* _TASK DIRECTIONS_
Print the listing as it stands, omitting all images.

* _DATA_

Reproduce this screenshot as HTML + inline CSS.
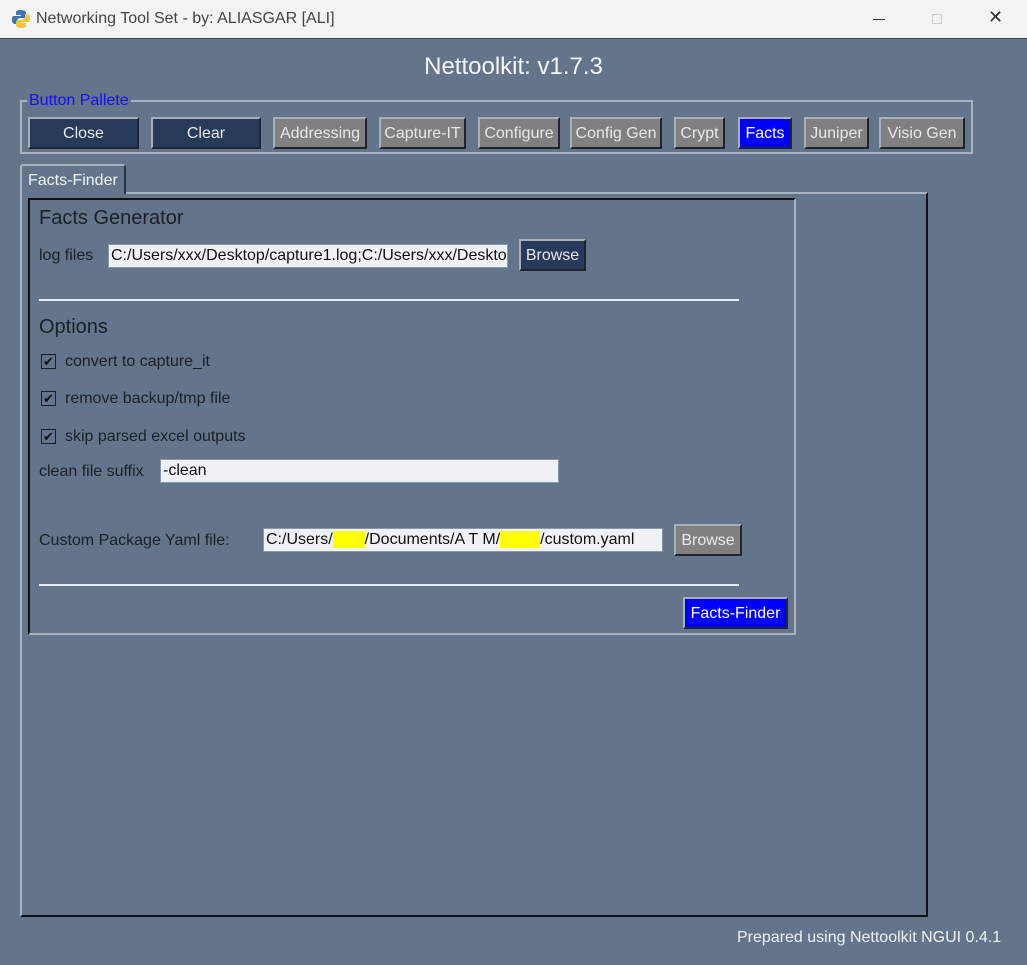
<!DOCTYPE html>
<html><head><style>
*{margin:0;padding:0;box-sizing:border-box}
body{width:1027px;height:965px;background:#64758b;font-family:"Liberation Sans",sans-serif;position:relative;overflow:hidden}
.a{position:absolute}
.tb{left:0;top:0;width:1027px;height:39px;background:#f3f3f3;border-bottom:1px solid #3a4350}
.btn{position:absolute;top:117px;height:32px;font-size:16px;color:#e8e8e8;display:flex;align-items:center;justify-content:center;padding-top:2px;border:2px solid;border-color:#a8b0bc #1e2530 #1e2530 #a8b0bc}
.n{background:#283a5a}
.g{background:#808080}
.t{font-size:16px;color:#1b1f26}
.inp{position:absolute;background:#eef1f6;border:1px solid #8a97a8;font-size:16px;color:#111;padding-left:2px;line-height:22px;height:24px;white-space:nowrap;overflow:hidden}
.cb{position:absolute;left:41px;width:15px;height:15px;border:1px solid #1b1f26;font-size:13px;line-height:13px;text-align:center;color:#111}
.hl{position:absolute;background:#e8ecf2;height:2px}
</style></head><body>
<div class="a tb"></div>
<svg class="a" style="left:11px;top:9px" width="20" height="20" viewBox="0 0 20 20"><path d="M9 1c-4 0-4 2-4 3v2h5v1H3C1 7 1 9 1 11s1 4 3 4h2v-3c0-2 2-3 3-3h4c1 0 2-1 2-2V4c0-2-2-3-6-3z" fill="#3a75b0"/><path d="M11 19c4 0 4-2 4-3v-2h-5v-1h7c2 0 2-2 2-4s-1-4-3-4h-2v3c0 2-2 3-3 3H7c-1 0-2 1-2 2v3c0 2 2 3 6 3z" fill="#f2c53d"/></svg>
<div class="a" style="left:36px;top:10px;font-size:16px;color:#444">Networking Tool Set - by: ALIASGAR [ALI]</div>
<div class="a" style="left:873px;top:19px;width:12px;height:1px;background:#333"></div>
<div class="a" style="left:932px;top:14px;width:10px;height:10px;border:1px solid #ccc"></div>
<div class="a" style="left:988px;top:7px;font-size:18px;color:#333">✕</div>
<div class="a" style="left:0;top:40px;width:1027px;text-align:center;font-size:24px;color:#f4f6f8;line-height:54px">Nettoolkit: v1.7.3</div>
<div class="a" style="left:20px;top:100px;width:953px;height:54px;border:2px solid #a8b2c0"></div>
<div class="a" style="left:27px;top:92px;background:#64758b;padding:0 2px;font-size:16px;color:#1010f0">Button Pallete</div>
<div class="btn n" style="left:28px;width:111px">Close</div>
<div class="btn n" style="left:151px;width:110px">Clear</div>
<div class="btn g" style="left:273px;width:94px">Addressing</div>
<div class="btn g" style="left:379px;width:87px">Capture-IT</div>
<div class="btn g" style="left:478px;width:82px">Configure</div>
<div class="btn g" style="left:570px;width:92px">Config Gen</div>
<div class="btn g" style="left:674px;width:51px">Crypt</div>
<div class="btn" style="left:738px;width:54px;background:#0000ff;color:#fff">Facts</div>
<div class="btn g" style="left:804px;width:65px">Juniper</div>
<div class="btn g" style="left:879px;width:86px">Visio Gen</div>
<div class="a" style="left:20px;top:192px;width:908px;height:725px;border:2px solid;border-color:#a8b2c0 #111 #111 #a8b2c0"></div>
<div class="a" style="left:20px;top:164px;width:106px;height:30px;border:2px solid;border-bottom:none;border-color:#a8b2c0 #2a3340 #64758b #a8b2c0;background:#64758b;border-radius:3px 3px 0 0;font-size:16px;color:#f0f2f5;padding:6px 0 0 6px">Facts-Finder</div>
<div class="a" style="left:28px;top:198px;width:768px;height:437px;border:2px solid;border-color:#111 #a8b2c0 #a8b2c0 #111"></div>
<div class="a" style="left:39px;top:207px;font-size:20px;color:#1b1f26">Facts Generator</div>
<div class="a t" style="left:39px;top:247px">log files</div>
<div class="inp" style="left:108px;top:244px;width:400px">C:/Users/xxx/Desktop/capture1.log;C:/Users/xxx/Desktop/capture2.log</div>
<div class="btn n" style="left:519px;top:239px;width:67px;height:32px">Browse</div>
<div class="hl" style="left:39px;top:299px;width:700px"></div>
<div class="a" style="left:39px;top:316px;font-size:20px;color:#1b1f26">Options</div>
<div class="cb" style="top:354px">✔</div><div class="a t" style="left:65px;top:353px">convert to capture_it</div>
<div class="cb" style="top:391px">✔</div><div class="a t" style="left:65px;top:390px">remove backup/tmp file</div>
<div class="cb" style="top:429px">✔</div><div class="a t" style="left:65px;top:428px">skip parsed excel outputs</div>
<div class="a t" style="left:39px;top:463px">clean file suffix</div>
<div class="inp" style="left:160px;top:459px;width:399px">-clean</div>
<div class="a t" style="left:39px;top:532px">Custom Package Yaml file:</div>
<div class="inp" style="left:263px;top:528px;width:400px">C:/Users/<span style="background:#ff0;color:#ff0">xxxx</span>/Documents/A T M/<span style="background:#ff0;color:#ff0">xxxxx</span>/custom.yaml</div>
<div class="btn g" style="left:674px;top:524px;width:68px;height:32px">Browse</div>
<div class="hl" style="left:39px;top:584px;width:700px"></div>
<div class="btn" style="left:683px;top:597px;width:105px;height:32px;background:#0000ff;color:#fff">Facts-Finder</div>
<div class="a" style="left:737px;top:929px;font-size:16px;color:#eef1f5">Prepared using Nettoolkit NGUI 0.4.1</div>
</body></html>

* _THE COMPLETED TASK_
Reproduce this screenshot as HTML + inline CSS.
<!DOCTYPE html>
<html><head><style>
*{margin:0;padding:0;box-sizing:border-box}
body{width:1027px;height:965px;background:#64758b;font-family:"Liberation Sans",sans-serif;position:relative;overflow:hidden}
.a{position:absolute}
.tb{left:0;top:0;width:1027px;height:39px;background:#f3f3f3;border-bottom:1px solid #3a4350}
.btn{position:absolute;top:117px;height:32px;font-size:16px;color:#e8e8e8;display:flex;align-items:center;justify-content:center;padding-top:2px;border:2px solid;border-color:#a8b0bc #1e2530 #1e2530 #a8b0bc}
.n{background:#283a5a}
.g{background:#808080}
.t{font-size:16px;color:#1b1f26}
.inp{position:absolute;background:#eef1f6;border:1px solid #8a97a8;font-size:16px;color:#111;padding-left:2px;line-height:22px;height:24px;white-space:nowrap;overflow:hidden}
.cb{position:absolute;left:41px;width:15px;height:15px;border:1px solid #1b1f26;font-size:13px;line-height:13px;text-align:center;color:#111}
.hl{position:absolute;background:#e8ecf2;height:2px}
</style></head><body>
<div class="a tb"></div>
<svg class="a" style="left:11px;top:9px" width="20" height="20" viewBox="0 0 20 20"><path d="M9 1c-4 0-4 2-4 3v2h5v1H3C1 7 1 9 1 11s1 4 3 4h2v-3c0-2 2-3 3-3h4c1 0 2-1 2-2V4c0-2-2-3-6-3z" fill="#3a75b0"/><path d="M11 19c4 0 4-2 4-3v-2h-5v-1h7c2 0 2-2 2-4s-1-4-3-4h-2v3c0 2-2 3-3 3H7c-1 0-2 1-2 2v3c0 2 2 3 6 3z" fill="#f2c53d"/></svg>
<div class="a" style="left:36px;top:10px;font-size:16px;color:#444">Networking Tool Set - by: ALIASGAR [ALI]</div>
<div class="a" style="left:873px;top:19px;width:12px;height:1px;background:#333"></div>
<div class="a" style="left:932px;top:14px;width:10px;height:10px;border:1px solid #ccc"></div>
<div class="a" style="left:988px;top:7px;font-size:18px;color:#333">✕</div>
<div class="a" style="left:0;top:40px;width:1027px;text-align:center;font-size:24px;color:#f4f6f8;line-height:54px">Nettoolkit: v1.7.3</div>
<div class="a" style="left:20px;top:100px;width:953px;height:54px;border:2px solid #a8b2c0"></div>
<div class="a" style="left:27px;top:92px;background:#64758b;padding:0 2px;font-size:16px;color:#1010f0">Button Pallete</div>
<div class="btn n" style="left:28px;width:111px">Close</div>
<div class="btn n" style="left:151px;width:110px">Clear</div>
<div class="btn g" style="left:273px;width:94px">Addressing</div>
<div class="btn g" style="left:379px;width:87px">Capture-IT</div>
<div class="btn g" style="left:478px;width:82px">Configure</div>
<div class="btn g" style="left:570px;width:92px">Config Gen</div>
<div class="btn g" style="left:674px;width:51px">Crypt</div>
<div class="btn" style="left:738px;width:54px;background:#0000ff;color:#fff">Facts</div>
<div class="btn g" style="left:804px;width:65px">Juniper</div>
<div class="btn g" style="left:879px;width:86px">Visio Gen</div>
<div class="a" style="left:20px;top:192px;width:908px;height:725px;border:2px solid;border-color:#a8b2c0 #111 #111 #a8b2c0"></div>
<div class="a" style="left:20px;top:164px;width:106px;height:30px;border:2px solid;border-bottom:none;border-color:#a8b2c0 #2a3340 #64758b #a8b2c0;background:#64758b;border-radius:3px 3px 0 0;font-size:16px;color:#f0f2f5;padding:6px 0 0 6px">Facts-Finder</div>
<div class="a" style="left:28px;top:198px;width:768px;height:437px;border:2px solid;border-color:#111 #a8b2c0 #a8b2c0 #111"></div>
<div class="a" style="left:39px;top:207px;font-size:20px;color:#1b1f26">Facts Generator</div>
<div class="a t" style="left:39px;top:247px">log files</div>
<div class="inp" style="left:108px;top:244px;width:400px">C:/Users/xxx/Desktop/capture1.log;C:/Users/xxx/Desktop/capture2.log</div>
<div class="btn n" style="left:519px;top:239px;width:67px;height:32px">Browse</div>
<div class="hl" style="left:39px;top:299px;width:700px"></div>
<div class="a" style="left:39px;top:316px;font-size:20px;color:#1b1f26">Options</div>
<div class="cb" style="top:354px">✔</div><div class="a t" style="left:65px;top:353px">convert to capture_it</div>
<div class="cb" style="top:391px">✔</div><div class="a t" style="left:65px;top:390px">remove backup/tmp file</div>
<div class="cb" style="top:429px">✔</div><div class="a t" style="left:65px;top:428px">skip parsed excel outputs</div>
<div class="a t" style="left:39px;top:463px">clean file suffix</div>
<div class="inp" style="left:160px;top:459px;width:399px">-clean</div>
<div class="a t" style="left:39px;top:532px">Custom Package Yaml file:</div>
<div class="inp" style="left:263px;top:528px;width:400px">C:/Users/<span style="background:#ff0;color:#ff0">xxxx</span>/Documents/A T M/<span style="background:#ff0;color:#ff0">xxxxx</span>/custom.yaml</div>
<div class="btn g" style="left:674px;top:524px;width:68px;height:32px">Browse</div>
<div class="hl" style="left:39px;top:584px;width:700px"></div>
<div class="btn" style="left:683px;top:597px;width:105px;height:32px;background:#0000ff;color:#fff">Facts-Finder</div>
<div class="a" style="left:737px;top:929px;font-size:16px;color:#eef1f5">Prepared using Nettoolkit NGUI 0.4.1</div>
</body></html>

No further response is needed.